Media Creation Tool and MSDN Win10 Versions Diverge by Ed Tittel
There’s been a whole lotta hoopla over the past few days about the sudden disappearance of Version 1511 (Build 10586) from the Media Creation Tool late Friday, 11/21. Of the many stories published on this topic, the items from Ed Bott at ZDnet and Peter Bright from Ars Technica, are especially interesting. Current speculation on the reasoning behind this surprise move from the Colossus of Redmond seems to center around the notion that as-yet-undocumented bugs in this new release have prompted the decision to yank the images from the Media Creation Tool, and to revert to Version 1507, better known as Build 10240.
Being myself of a curious nature, I zipped on over to MSDN where Build 1511 also made its appearance on November 12, to see if it had been pulled from that subscribers-only download mecca as well. Here’s what I found:
Version 1511 remains readily available on MSDN, as of early AM Texas time 11/24.
This may just mean that MS hasn’t gotten around to pulling these files just yet, so it will be interesting to watch what happens to MSDN over the next day or two.
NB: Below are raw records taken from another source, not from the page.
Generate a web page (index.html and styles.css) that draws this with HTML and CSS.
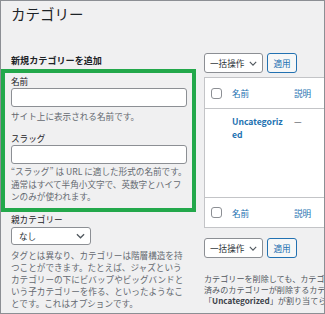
FILE: index.html
```html
<!DOCTYPE html>
<html lang="ja">
<head>
<meta charset="utf-8">
<title>カテゴリー</title>
<link rel="stylesheet" href="styles.css">
</head>
<body>
<div class="frame">
  <h1 class="title">カテゴリー</h1>
  <div class="columns">
    <div class="left">
      <h2 class="add-heading">新規カテゴリーを追加</h2>
      <div class="highlight">
        <div class="field">
          <label class="label">名前</label>
          <div class="input"></div>
          <p class="desc desc-name">サイト上に表示される名前です。</p>
        </div>
        <div class="field field-slug">
          <label class="label">スラッグ</label>
          <div class="input"></div>
          <p class="desc desc-slug">“スラッグ” は URL に適した形式の名前です。<br>通常はすべて半角小文字で、英数字とハイフ<br>ンのみが使われます。</p>
        </div>
      </div>
      <div class="parent">
        <label class="label">親カテゴリー</label>
        <div class="select select-parent">
          <span>なし</span>
          <svg class="chev" viewBox="0 0 10 6" width="9" height="6"><polyline points="1,1 5,5 9,1" fill="none" stroke="#50575e" stroke-width="1.4"/></svg>
        </div>
        <p class="desc desc-parent">タグとは異なり、カテゴリーは階層構造を持<br>つことができます。たとえば、ジャズという<br>カテゴリーの下にビバップやビッグバンドと<br>いう子カテゴリーを作る、といったようなこ<br>とです。これはオプションです。</p>
      </div>
    </div>
    <div class="right">
      <div class="bulk">
        <div class="select select-bulk">
          <span>一括操作</span>
          <svg class="chev" viewBox="0 0 10 6" width="8" height="5"><polyline points="1,1 5,5 9,1" fill="none" stroke="#50575e" stroke-width="1.4"/></svg>
        </div>
        <div class="apply">適用</div>
      </div>
      <div class="table">
        <div class="row row-head">
          <div class="cell cell-cb"><span class="checkbox"></span></div>
          <div class="cell cell-name"><span class="link">名前</span></div>
          <div class="cell cell-desc"><span class="link">説明</span></div>
        </div>
        <div class="row row-body">
          <div class="cell cell-cb"></div>
          <div class="cell cell-name"><span class="term">Uncategorized</span></div>
          <div class="cell cell-desc"><span class="dash">—</span></div>
        </div>
        <div class="row row-foot">
          <div class="cell cell-cb"><span class="checkbox"></span></div>
          <div class="cell cell-name"><span class="link">名前</span></div>
          <div class="cell cell-desc"><span class="link">説明</span></div>
        </div>
      </div>
      <div class="bulk bulk-bottom">
        <div class="select select-bulk">
          <span>一括操作</span>
          <svg class="chev" viewBox="0 0 10 6" width="8" height="5"><polyline points="1,1 5,5 9,1" fill="none" stroke="#50575e" stroke-width="1.4"/></svg>
        </div>
        <div class="apply">適用</div>
      </div>
      <p class="note">カテゴリーを削除しても、カテゴリー内の投稿は削除されません。その代わり、削除<br>済みのカテゴリーが削除するカテゴリーにのみ割り当てられていた投稿には、<br>「<b>Uncategorized</b>」が割り当てられます。</p>
    </div>
  </div>
</div>
</body>
</html>
```

FILE: styles.css
```css
* { box-sizing: border-box; }
html, body { margin: 0; padding: 0; background: #f0f0f1; }
body {
  font-family: "Noto Sans CJK JP", "Noto Sans", sans-serif;
  font-size: 8.6px;
  color: #3c434a;
}
.frame {
  width: 325px;
  height: 314px;
  border: 1px solid #8c8f94;
  background: #f0f0f1;
  overflow: hidden;
  padding-top: 4px;
}
.title {
  margin: 0;
  padding-left: 10px;
  font-size: 14.5px;
  line-height: 18px;
  font-weight: 400;
  color: #1d2327;
}
.columns {
  display: flex;
  margin-top: 30px;
  gap: 8px;
}
.left {
  width: 195px;
  flex: none;
}
.add-heading {
  margin: 1px 0 3px 10px;
  font-size: 9.1px;
  line-height: 12px;
  font-weight: 700;
  color: #1d2327;
}
.highlight {
  border: 4px solid #23a84b;
  padding: 2px 5px 5px 6px;
}
.label {
  display: block;
  line-height: 12px;
  color: #1d2327;
}
.input {
  margin-top: 1px;
  height: 19px;
  background: #fff;
  border: 1px solid #8c8f94;
  border-radius: 3px;
}
.desc {
  margin: 0;
  color: #646970;
  white-space: nowrap;
}
.desc-name { margin-top: 3px; line-height: 13px; }
.field-slug { margin-top: 9px; }
.desc-slug { margin-top: 1px; line-height: 12.7px; }
.parent { padding-left: 10px; margin-top: 1px; }
.select {
  display: flex;
  align-items: center;
  justify-content: space-between;
  background: #fff;
  border: 1px solid #8c8f94;
  border-radius: 3px;
  color: #2c3338;
}
.select-parent {
  margin-top: 2px;
  width: 80px;
  height: 18px;
  padding: 0 5px 0 7px;
}
.desc-parent { margin-top: 4px; line-height: 12.1px; }
.right {
  flex: none;
  width: 200px;
}
.bulk {
  display: flex;
  gap: 4px;
}
.select-bulk {
  width: 59px;
  height: 20px;
  padding: 0 5px 0 5px;
}
.apply {
  width: 30px;
  height: 20px;
  border: 1px solid #2271b1;
  border-radius: 3px;
  background: #f6f7f7;
  color: #2271b1;
  display: flex;
  align-items: center;
  justify-content: center;
}
.table {
  margin-top: 4px;
  background: #fff;
  border: 1px solid #c3c4c7;
}
.row {
  display: grid;
  grid-template-columns: 27px 62px 1fr;
}
.row-head { height: 31px; border-bottom: 1px solid #c3c4c7; align-items: center; }
.row-body { height: 89px; border-bottom: 1px solid #c3c4c7; align-items: start; padding-top: 6px; }
.row-foot { height: 29px; align-items: center; }
.cell-cb { padding-left: 6px; display: flex; align-items: center; }
.checkbox {
  display: block;
  width: 11px;
  height: 11px;
  border: 1px solid #8c8f94;
  border-radius: 3px;
  background: #fff;
}
.link { color: #2271b1; }
.term {
  display: block;
  width: 54px;
  color: #2271b1;
  font-weight: 700;
  word-break: break-all;
  line-height: 12.5px;
}
.cell-desc { padding-left: 0; }
.dash { color: #3c434a; line-height: 12.5px; display: block; }
.bulk-bottom { margin-top: 10px; }
.note {
  margin: 15px 0 0;
  font-size: 8.1px;
  line-height: 11px;
  color: #50575e;
  white-space: nowrap;
}
.note b { color: #3c434a; }
```
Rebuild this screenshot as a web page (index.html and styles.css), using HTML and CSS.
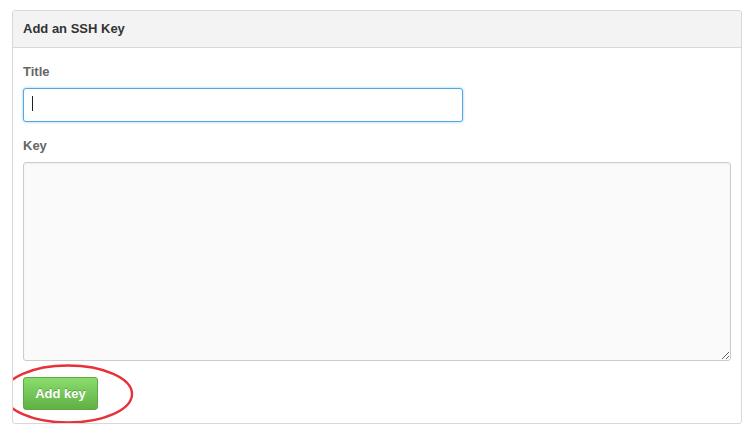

It may also mean that the speculations about the bugginess of 1511 may be somewhat over-stated. For my own part, I’ve been running 1511 on my Technical Preview test machines for three or four weeks now without any obvious issues, and on all six of my regular Windows PCs (three desktops, a Surface Pro 3, an All-in-One, and a Lenovo X220 tablet) likewise since 11/13 or thereabouts.
While we’re all waiting for the dust to settle, I’d like describe fact and history as we know them at present. Previously, MS has only updated installers for major version changes and Service Packs, and such updates have propagated to the Media Creation Tool (let’s abbreviate this as MCT, and further observe that it is a utility of fairly new provenance, with roots only as far back as Windows 8.1, though Windows 8 did offer similar functionality under a different name) and MSDN in tandem. If the 1511 release counts as a “Service-Pack-like” update to Windows 10, then indeed it makes sense for it to be made available via the MCT and MSDN. Given that the two sources are currently divergent, I’d expect something else to pop up on the MCT front, to catch it up with MSDN. Or, we could be looking at a new regime for Windows 10, where the subscribers have access to releases not made available to the general public. Again: it should be interesting to keep watching, and see which way the mop flops next. According to neowin.net, 1511 is still supposed to be available through Windows Update, though some users have not been able to access it through that delivery mechanism (but that might be a function of a 10240 install that is less than 31 days old, and thus ineligible for WU to offer the upgrade, to give users 30 days to revert to the previous installation).
Very interesting!
[Update: 8:45 AM CDT 11/24] Paul Thurrott points to an 11/20 System Center Configuration Manager Team Blog entitled “Issue with the Windows ADK for Windows 10, version 1511” as a possible explanation for why MS yanked the update from MCT. It affects multiple releases of the product and includes the statement “we do not recommend that Configuration Manager customers use the 1511 version of the Windows 10 ADK” (ADK stands for Assessment and Deployment Kit, a collection of tools that sysadmins can use to customize, assess and deploy Windows OSes to new computers). He may be right that this explains the current back-pedaling, and I believe he’s also right to speculate that “bringing back integrated installs will happen in the future.”